Operational playbook: runbook and checklist

Turn capacity choices into reliable launches with a short operational playbook:

  • Validate first: run a smaller, cheaper job (Spot or smaller instance) to estimate run time, memory needs, and checkpoint frequency.
  • Checkpointing: persist model state and optimizer states to S3 or a durable file system every N minutes/epochs. Test resume logic end‑to‑end.
  • Fallback automation: implement autoscaling/failover rules: if Spot terminations exceed threshold, fall back to on‑demand; if on‑demand capacity is unavailable, trigger Capacity Block reservation workflows or delay noncritical jobs.
  • Tagging & cost tracking: tag runs for project, team, and launch to track burn rate versus reserved capacity amortization.
  • Quota & procurement: request quota increases and confirm non‑cancelable terms with procurement weeks before the launch window.
  • Monitoring: surface GPU utilization, queue times, Spot interruption notices, and projected spend in CloudWatch or your observability stack.
  • Post‑mortem: compare estimated to actual run time and use results to size future reservations smarter.

Mini case study — tight fine‑tune before launch

A growth‑stage startup must fine‑tune a 7B‑parameter model ahead of a product demo in three weeks. They follow this path:

  • Day 1–3: iterative experiments on single on‑demand GPU instances to validate recipe.
  • Day 4–10: run parallel hyperparameter sweeps on Spot with robust checkpointing to narrow choices.
  • Day 11: run a full production rehearsal using one short EC2 Capacity Block booking for a 48‑hour window to validate full pipeline and latency.
  • Day 14–21: reserve a SageMaker training plan for the final production runs and inference load during the demo day, buying predictability for the launch.

Result: lower average spend during development, with targeted reservations to protect the launch window.

CLI example (illustrative — verify flags for your AWS CLI version)

Use these short, conceptual commands as a starting point. Confirm parameter names and JSON schemas with AWS docs.

# Create a SageMaker training plan (illustrative)
aws sagemaker create-training-plan \
  --training-plan-name my-training-plan \
  --instance-configs file://instance-configs.json \
  --start-time 2026-06-01T00:00:00Z \
  --end-time 2026-06-08T00:00:00Z \
  --payment-option Upfront

# Create an endpoint config that references reserved capacity
aws sagemaker create-endpoint-config \
  --endpoint-config-name reserved-endpoint-config \
  --production-variants file://production-variants.json \
  --capacity-reservation-config file://capacity-reservation-config.json

# Create and later delete the endpoint to avoid charges
aws sagemaker create-endpoint --endpoint-name my-reserved-endpoint --endpoint-config-name reserved-endpoint-config
aws sagemaker delete-endpoint --endpoint-name my-reserved-endpoint
aws sagemaker delete-endpoint-config --endpoint-config-name reserved-endpoint-config

Always delete endpoint resources when they are no longer needed to stop charges.

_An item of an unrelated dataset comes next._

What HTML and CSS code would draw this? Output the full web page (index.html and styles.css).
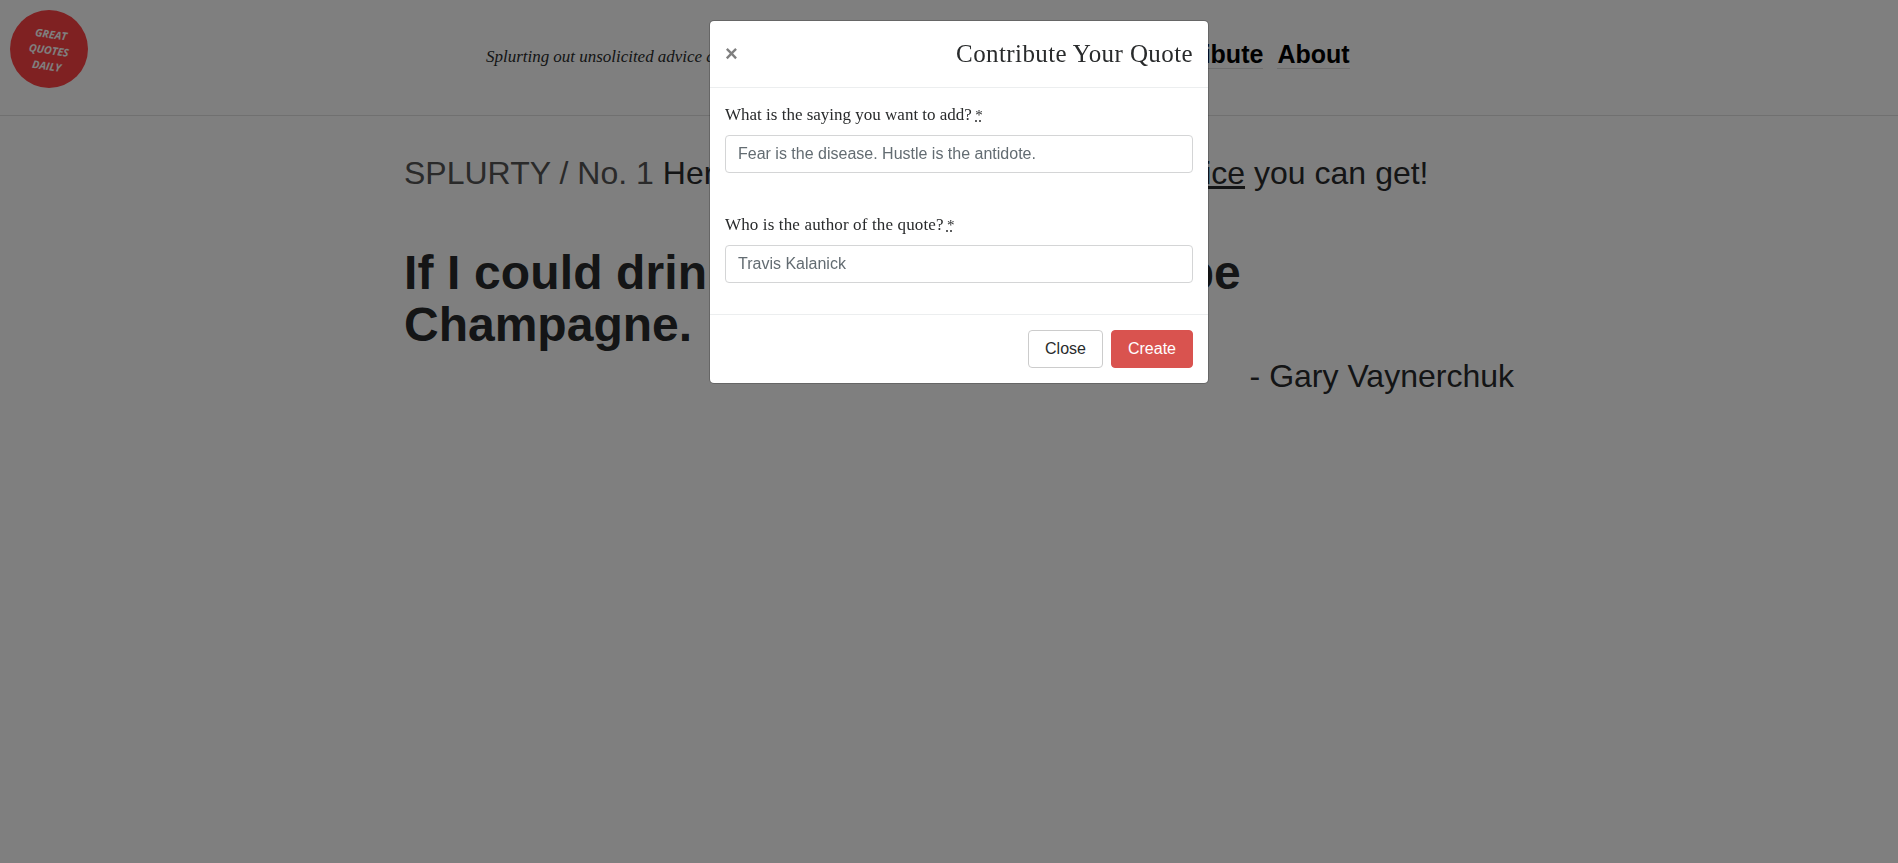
FILE: index.html
```html
<!DOCTYPE html>
<html lang="en">
<head>
<meta charset="utf-8">
<title>Splurty</title>
<link rel="stylesheet" href="styles.css">
</head>
<body>
<header class="site-header">
  <div class="logo"><div class="logo-text"><span>GREAT</span><span>QUOTES</span><span>DAILY</span></div></div>
  <p class="tagline">Splurting out unsolicited advice and quotes</p>
  <nav class="site-nav"><a href="#">Contribute</a><a href="#">About</a></nav>
</header>
<main class="content">
  <p class="intro"><span class="muted">SPLURTY / No. 1</span> Here is the best piece of business <a href="#">advice</a> you can get!</p>
  <h1 class="quote"><span class="quote-lead">If I could drink</span> one thing, it would be<br>Champagne.</h1>
  <p class="author">- Gary Vaynerchuk</p>
</main>
<div class="backdrop">
  <form class="modal">
    <div class="modal-header">
      <button type="button" class="dismiss">×</button>
      <h2 class="modal-title">Contribute Your Quote</h2>
    </div>
    <div class="modal-body">
      <div class="field">
        <label for="saying"><span>What is the saying you want to add?</span> <abbr title="required">*</abbr></label>
        <input id="saying" type="text" placeholder="Fear is the disease. Hustle is the antidote.">
      </div>
      <div class="field">
        <label for="author"><span class="author-label">Who is the author of the quote?</span> <abbr title="required">*</abbr></label>
        <input id="author" type="text" placeholder="Travis Kalanick">
      </div>
    </div>
    <div class="modal-footer">
      <button type="button" class="btn btn-close">Close</button>
      <button type="button" class="btn btn-create">Create</button>
    </div>
  </form>
</div>
</body>
</html>
```
FILE: styles.css
```css
*, *::before, *::after { box-sizing: border-box; }
html, body { height: 100%; }
body {
  margin: 0;
  overflow: hidden;
  background: #fff;
  color: #292b2c;
  font: 16px/24px "Liberation Sans", Arial, sans-serif;
}
p, h1, h2 { margin: 0; }

.site-header {
  display: flex;
  align-items: flex-start;
  height: 116px;
  padding: 10px 0 0 10px;
  border-bottom: 1px solid #e0e0e0;
}
.logo {
  display: flex;
  flex: none;
  align-items: center;
  justify-content: center;
  width: 78px;
  height: 78px;
  border-radius: 50%;
  background: #ff4245;
}
.logo-text {
  display: flex;
  flex-direction: column;
  align-items: center;
  padding: 2px 0 0 1px;
  transform: rotate(8deg);
  color: #fff;
  font: italic bold 10.7px/16px "Open Sans", sans-serif;
}
.tagline {
  width: 651px;
  margin: 35px 0 0 398px;
  font: italic 17px/24px "Liberation Serif", serif;
  letter-spacing: -0.02px;
  white-space: nowrap;
}
.site-nav {
  display: flex;
  gap: 14px;
  margin-top: 30px;
  font-size: 25px;
  font-weight: bold;
  line-height: 28px;
}
.site-nav a {
  color: #000;
  text-decoration: none;
  border-bottom: 1px solid #ddd;
}

.content {
  width: 1110px;
  margin: 38px 0 0 404px;
}
.intro {
  font-size: 32px;
  line-height: 38px;
  white-space: nowrap;
  word-spacing: 0.08px;
}
.intro .muted { color: #555; }
.intro a {
  color: inherit;
  text-decoration-thickness: 3px;
  text-underline-offset: 2px;
}
.quote {
  margin-top: 55px;
  font-size: 48px;
  line-height: 52px;
}
.quote-lead { letter-spacing: 0.13px; }
.author {
  margin-top: 1px;
  font-size: 32px;
  line-height: 48px;
  text-align: right;
}

.backdrop {
  position: fixed;
  inset: 0;
  padding: 20px 0 0 20px;
  background: rgba(0, 0, 0, .5);
}
.modal {
  width: 500px;
  margin: 0 auto;
  border: 1px solid rgba(0, 0, 0, .2);
  border-radius: 5px;
  background: #fff;
  background-clip: padding-box;
}
.modal-header {
  display: flex;
  align-items: center;
  justify-content: space-between;
  height: 67px;
  padding: 0 15px;
  border-bottom: 1px solid #eceeef;
}
.dismiss {
  padding: 0 0 1px;
  border: 0;
  background: none;
  color: #000;
  opacity: .5;
  font: bold 22px/24px "Liberation Sans", Arial, sans-serif;
}
.modal-title {
  font: 25px/36px "Liberation Serif", serif;
  letter-spacing: 0.4px;
}
.modal-body { padding: 15px 15px 31px; }
.field + .field { margin-top: 40px; }
.field label {
  display: block;
  height: 24px;
  margin-bottom: 8px;
  font: 17px/24px "Liberation Serif", serif;
}
.author-label { letter-spacing: 0.14px; }
.field abbr {
  margin-left: -1px;
  font-size: 15px;
  text-decoration: underline dotted;
}
.field input {
  display: block;
  width: 100%;
  height: 38px;
  padding: 6px 12px;
  border: 1px solid #d4d5d6;
  border-radius: 4px;
  color: #464a4c;
  font: 16px/20px "Liberation Sans", Arial, sans-serif;
}
.field input::placeholder { color: #636c72; opacity: 1; }
.modal-footer {
  display: flex;
  justify-content: flex-end;
  gap: 8px;
  padding: 15px;
  border-top: 1px solid #eceeef;
}
.btn {
  height: 38px;
  padding: 0;
  border-radius: 4px;
  font: 16px/20px "Liberation Sans", Arial, sans-serif;
}
.btn-close { width: 75px; border: 1px solid #ccc; background: #fff; color: #292b2c; }
.btn-create { width: 82px; border: 1px solid #d9534f; background: #d9534f; color: #fff; }
```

Monitoring, cost control, and governance

  • Track GPU utilization and job efficiency to avoid overprovisioning.
  • Set billing alarms for daily and weekly burn rates tied to reserved vs on‑demand spend.
  • Tag resources consistently for team-level cost allocation and amortization of upfront training plans across projects.
  • Maintain a procurement calendar for capacity reservations and quota requests.
  • Keep models and artifacts portable (containerized training code, S3‑backed checkpoints) to reduce lock‑in between EC2 and SageMaker.

FAQ — quick answers

  • What is the cheapest way to get short‑term GPUs?

    Spot GPU instances are usually the cheapest but are interruptible. If you need guaranteed, managed capacity, SageMaker training plans can offer deep discounts in exchange for upfront commitment.

  • When should I choose EC2 Capacity Blocks for ML over a SageMaker training plan?

    Choose EC2 Capacity Blocks when you need instance‑level control, custom orchestration, or have tooling tied to EC2. Choose SageMaker training plans when you prefer the managed service and can commit to upfront reservations.

  • How far ahead should I plan for a large training run?

    Plan at least three weeks ahead for significant capacity needs. Large, coordinated reservations and quota increases often require lead time.

  • Are training plans refundable?

    Training plans are typically paid upfront and non‑cancelable. Verify contract terms with your account team and procurement.

  • What instance types are supported?

    Supported instance families vary by reservation type. P and Trn families are commonly supported for Capacity Blocks; some G‑type instances may require extra coordination. Always verify support for the specific instance you plan to use.

  • How do I avoid getting burned by unused reserved time?

    Validate run lengths with Spot/on‑demand first, reserve narrow windows, and amortize upfront costs across projects. Maintain a small buffer of flexible capacity for unexpected overruns.

Key takeaways

  • Start with the least restrictive option: on‑demand for immediacy, Spot for savings.
  • Reserve short windows only when launch certainty demands it: EC2 Capacity Blocks for managed infrastructure control; SageMaker training plans for managed platform discounts.
  • Operational discipline—checkpointing, monitoring, tagging, and procurement lead time—turns capacity reservations from cost centers into risk mitigation.
  • Verify pricing, quotas, and instance compatibility with your AWS account team before committing to large upfront purchases.

Guidance and features referenced here come from AWS solutions and product teams who document short‑term reservation options for ML workloads, including contributors such as Vanessa Ji, Alvaro Sanchez Martin, and Yati Agarwal. Cloud pricing and quotas change frequently—confirm details with the AWS Pricing API or your AWS account representative before buying.

Next step: run a one‑day rehearsal on Spot or a small on‑demand instance to validate run time and checkpointing. Use that data to right‑size your next short‑term reservation.